Decidimos acercarlos de a poco. Como nuestra casa está muy cerca del colegio, cuando salíamos a pasear en el verano y pasábamos por fuera, les decía: “Acá van a estudiar en marzo”. Yo creo que ayudó, porque cuando llegó la fecha los notamos entusiasmados. Cada uno tenía sus zapatos y uniformes nuevos que les había entregado el FAE, y mis tíos les regalaron sus mochilas. El primer día los acompañamos a sus salas y saludamos a los otros papás del curso. Nuestra dupla FAE nos recomendó no contar que somos familia de acogida, para evitar que sea un tema. Hasta ahora, solo sabe la profesora jefe y la trabajadora social. En este tiempo se han hecho amigos, han ido a cumpleaños y he notado que se sienten más seguros y motivados en clases. Incluso, hace poco, a la Manuela le entregaron un diploma por buena asistencia.

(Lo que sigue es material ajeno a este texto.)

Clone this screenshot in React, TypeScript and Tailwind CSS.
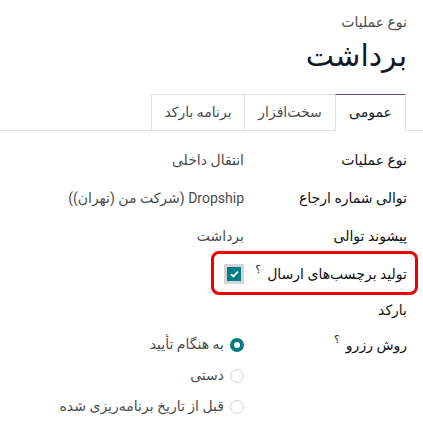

Y sí, mi vida ha cambiado. Yo antes salía hasta tarde donde amigos o al centro, sin hora de llegada. En cambio ahora ando mirando el reloj. Junto a mi mamá, creo que hemos ganado muchas cosas. Llevamos siete meses viviendo con la Manuela y Gabriel y hemos podido acompañarnos como una familia. Probablemente estarán uno o dos años con nosotras. ¿Si nos da pena la idea de que en algún momento tengan que irse? La verdad, es algo que se va trabajando. Uno va entendiendo que, en vez de pensar en uno, tiene que pensar en ellos.

Cuando acoges a un niño o a una niña, les das la posibilidad de tener cariño, contención, cuidados y la oportunidad de vivir en familia mientras la suya se recupera. Y se lo das de manera cercana, algo que no ocurriría si hubieran sido enviados a una residencia. Pensar así a nosotras nos ha hecho mucho sentido. Hace siete meses recibimos a dos hermanos que le tenían miedo a la oscuridad, que no querían ir al colegio y que no sabían leer. En este tiempo veo que se han convertido en niños otra vez y es bonito ver el cambio que estamos haciendo en ellos.

Probablemente estarán uno o dos años con nosotras. ¿Si nos da pena la idea de que en algún momento tengan que irse? La verdad, es algo que se va trabajando. Uno va entendiendo que, en vez de pensar en uno, tiene que pensar en ellos.